Where the first claim has neither been adjudicated upon nor compromised, but merely struck out for specific procedural default or more generally for want of prosecution, then different types of potential abuse may arise. The first is where the claimant brings the second claim without complying with any relevant order for costs made against him in the first. In such a case the potential for abuse lies in the unfairness of putting the defendant to the expense of fresh proceedings while his costs of the previous proceedings remain unpaid: see Investment Invoice Financing Ltd v. Limehouse Board Mills Ltd [2006] 1 WLR 985, at paragraphs 34 and 47, per Moore-Bick LJ. It has been recognised since the mid-nineteenth century that the normal response of the court to such a case is to stay the second claim until the costs ordered in the first claim have been paid. The jurisdiction to stay is discretionary, and depends upon a consideration of all the circumstances: see per Moore-Bick LJ at paragraph 46. In such a case the abuse lies not in bringing the second claim at all, but in doing so without first paying the defendants’ costs of the first claim. It may be appropriate to provide, in addition to a stay, for a striking out of the second claim if the costs of the first claim are not paid by a certain date: see Investment Invoice Financing (supra) at paragraph 48.
The distinction between the cases where the bringing of a claim is an abuse, and where the abuse consists of doing so without paying the defendants’ costs of the earlier claim, is spelt out in terms in CPR 3.4(2) and (4), and the different form of remedy for each type of abuse is separately identified.

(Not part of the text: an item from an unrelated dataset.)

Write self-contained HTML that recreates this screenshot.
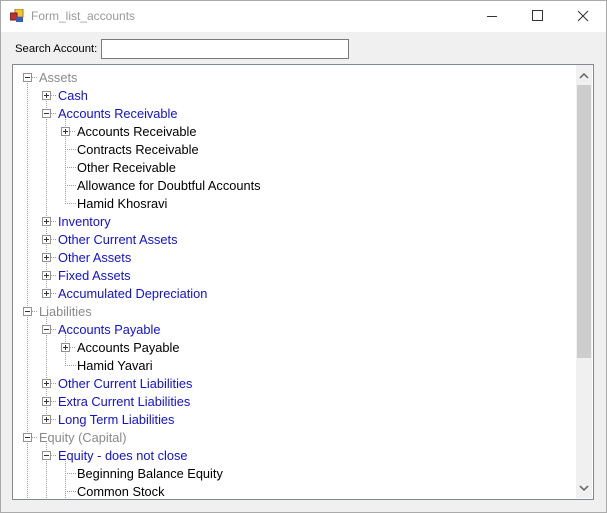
<!DOCTYPE html>
<html><head><style>
body{margin:0;width:607px;height:513px;overflow:hidden;background:#f0f0f0;font-family:"Segoe UI","Liberation Sans",sans-serif;position:relative}
.win{position:absolute;left:0;top:0;width:605px;height:511px;border:1px solid #aaa;background:#f0f0f0}
.title{position:absolute;left:0;top:0;width:605px;height:31px;background:#fff}
.t{position:absolute;font-size:12.8px;white-space:nowrap;line-height:18px;height:18px;margin-top:1px}
.g{color:#8a8a8a}.b{color:#1010d8}.k{color:#000}
.bx{position:absolute;width:7px;height:7px;border:1px solid #929292;background:#fff}
.bx:before{content:"";position:absolute;left:1px;top:3px;width:5px;height:1px;background:#333}
.p:after{content:"";position:absolute;left:3px;top:1px;width:1px;height:5px;background:#333}
</style></head><body>
<div class="win">
<div class="title">
<svg style="position:absolute;left:9px;top:8px" width="14" height="14"><rect x="5" y="0" width="8" height="8" fill="#f4c430" stroke="#a08020"/><rect x="0" y="4" width="7" height="7" fill="#c03030" stroke="#702020"/><rect x="6" y="8" width="7" height="5" fill="#3060c0"/></svg>
<div style="position:absolute;left:30px;top:8px;font-size:12px;color:#999">Form_list_accounts</div>
<div style="position:absolute;left:486px;top:15px;width:10px;height:1px;background:#333"></div>
<div style="position:absolute;left:531px;top:9px;width:9px;height:9px;border:1px solid #333"></div>
<svg style="position:absolute;left:576px;top:9px" width="12" height="12"><path d="M1 1L11 11M11 1L1 11" stroke="#333" stroke-width="1"/></svg>
</div>
</div>
<div style="position:absolute;left:15px;top:43px;font-size:11.3px;color:#000">Search Account:</div>
<div style="position:absolute;left:101px;top:39px;width:246px;height:18px;border:1px solid #7a7a7a;background:#fff"></div>
<div style="position:absolute;left:12px;top:64px;width:580px;height:434px;border:1px solid #828790;background:#fff;overflow:hidden"></div>
<div style="position:absolute;left:576px;top:65px;width:16px;height:433px;background:#f0f0f0"></div>
<div style="position:absolute;left:577px;top:85px;width:14px;height:273px;background:#cdcdcd"></div>
<svg style="position:absolute;left:576px;top:65px" width="16" height="433"><path d="M4 13L8 9L12 13" stroke="#606060" stroke-width="1.5" fill="none"/><path d="M4 421L8 425L12 421" stroke="#606060" stroke-width="1.5" fill="none"/></svg>
<svg style="position:absolute;left:0;top:0" width="575" height="498">
<g stroke="#a0a0a0" stroke-dasharray="1 1" stroke-width="1">
<path d="M27.5 81V498M46.5 99V293M65.5 117V203M46.5 315V419M65.5 333V365M46.5 441V498M65.5 459V498"/>
<path d="M32 77.5H38M51 95.5H57M51 113.5H57M70 131.5H76M65 149.5H76M65 167.5H76M65 185.5H76M65 203.5H76M51 221.5H57M51 239.5H57M51 257.5H57M51 275.5H57M51 293.5H57M32 311.5H38M51 329.5H57M70 347.5H76M65 365.5H76M51 383.5H57M51 401.5H57M51 419.5H57M32 437.5H38M51 455.5H57M65 473.5H76M65 491.5H76"/>
</g></svg>
<div class="bx" style="left:23px;top:73px"></div>
<div class="bx p" style="left:42px;top:91px"></div>
<div class="bx" style="left:42px;top:109px"></div>
<div class="bx p" style="left:61px;top:127px"></div>
<div class="bx p" style="left:42px;top:217px"></div>
<div class="bx p" style="left:42px;top:235px"></div>
<div class="bx p" style="left:42px;top:253px"></div>
<div class="bx p" style="left:42px;top:271px"></div>
<div class="bx p" style="left:42px;top:289px"></div>
<div class="bx" style="left:23px;top:307px"></div>
<div class="bx" style="left:42px;top:325px"></div>
<div class="bx p" style="left:61px;top:343px"></div>
<div class="bx p" style="left:42px;top:379px"></div>
<div class="bx p" style="left:42px;top:397px"></div>
<div class="bx p" style="left:42px;top:415px"></div>
<div class="bx" style="left:23px;top:433px"></div>
<div class="bx" style="left:42px;top:451px"></div>
<div class="t g" style="left:39px;top:68px">Assets</div>
<div class="t b" style="left:58px;top:86px">Cash</div>
<div class="t b" style="left:58px;top:104px">Accounts Receivable</div>
<div class="t k" style="left:77px;top:122px">Accounts Receivable</div>
<div class="t k" style="left:77px;top:140px">Contracts Receivable</div>
<div class="t k" style="left:77px;top:158px">Other Receivable</div>
<div class="t k" style="left:77px;top:176px">Allowance for Doubtful Accounts</div>
<div class="t k" style="left:77px;top:194px">Hamid Khosravi</div>
<div class="t b" style="left:58px;top:212px">Inventory</div>
<div class="t b" style="left:58px;top:230px">Other Current Assets</div>
<div class="t b" style="left:58px;top:248px">Other Assets</div>
<div class="t b" style="left:58px;top:266px">Fixed Assets</div>
<div class="t b" style="left:58px;top:284px">Accumulated Depreciation</div>
<div class="t g" style="left:39px;top:302px">Liabilities</div>
<div class="t b" style="left:58px;top:320px">Accounts Payable</div>
<div class="t k" style="left:77px;top:338px">Accounts Payable</div>
<div class="t k" style="left:77px;top:356px">Hamid Yavari</div>
<div class="t b" style="left:58px;top:374px">Other Current Liabilities</div>
<div class="t b" style="left:58px;top:392px">Extra Current Liabilities</div>
<div class="t b" style="left:58px;top:410px">Long Term Liabilities</div>
<div class="t g" style="left:39px;top:428px">Equity (Capital)</div>
<div class="t b" style="left:58px;top:446px">Equity - does not close</div>
<div class="t k" style="left:77px;top:464px">Beginning Balance Equity</div>
<div class="t k" style="left:77px;top:482px">Common Stock</div>
</body></html>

The bringing of a second claim where the first has been struck out for inordinate and inexcusable delay may give rise to a third and distinct type of what may loosely be called abuse, namely a disproportionate use by the claimant of the court’s resources. In Securum Finance Ltd v. Ashton [2001] Ch 291 at 309, Chadwick LJ said this at paragraph 34:
“For my part, I think that the time has come for this court to hold that the “change of culture” which has taken place in the last three years—and, in particular, the advent of the Civil Procedure Rules—has led to a position in which it is no longer open to a litigant whose action has been struck out on the grounds of inordinate and inexcusable delay to rely on the principle that a second action commenced within the limitation period will not be struck out save in exceptional cases. The position, now, is that the court must address the application to strike out the second action with the overriding objective of the Civil Procedure Rules in mind—and must consider whether the claimant’s wish to have “a second bite at the cherry" outweighs the need to allot its own limited resources to other cases. The courts should now follow the guidance given by this court in the Arbuthnot Latham case [1998] 1 WLR 1426, 1436-1437:
“The question whether a fresh action can be commenced will then be a matter for the discretion of the court when considering any application to strike out that action, and any excuse given for the misconduct of the previous action: see Janov v Morris [1981] 1 WLR 1389. The position is the same as it is under the first limb of Birkett v James. In exercising its discretion as to whether to strike out the second action, that court should start with the assumption that if a party has had one action struck out for abuse of process some special reason has to be identified to justify a second action being allowed to proceed.”
The Arbuthnot Latham case was one in which the claimant in the first claim was guilty not merely of delay, but of contumelious conduct properly to be characterised as an abuse of process. It was recognised by the Court of Appeal in that case, following Grovit v. Doctor [1997] 1 WLR 640, that continued litigation with no intention to bring it to a conclusion can amount to an abuse of process. It follows that a careful assessment of the question whether this third type of potential abuse is demonstrated in any particular case requires an analysis both of the claimant’s conduct of the earlier claim, and the reasons for its being struck out, as well as an appreciation of the extent to which the combined effect of the first and second claims may place a disproportionate burden on the court’s resources, as well as a balancing of those factors against the reasons why the claimant wishes to have a second bite of the cherry.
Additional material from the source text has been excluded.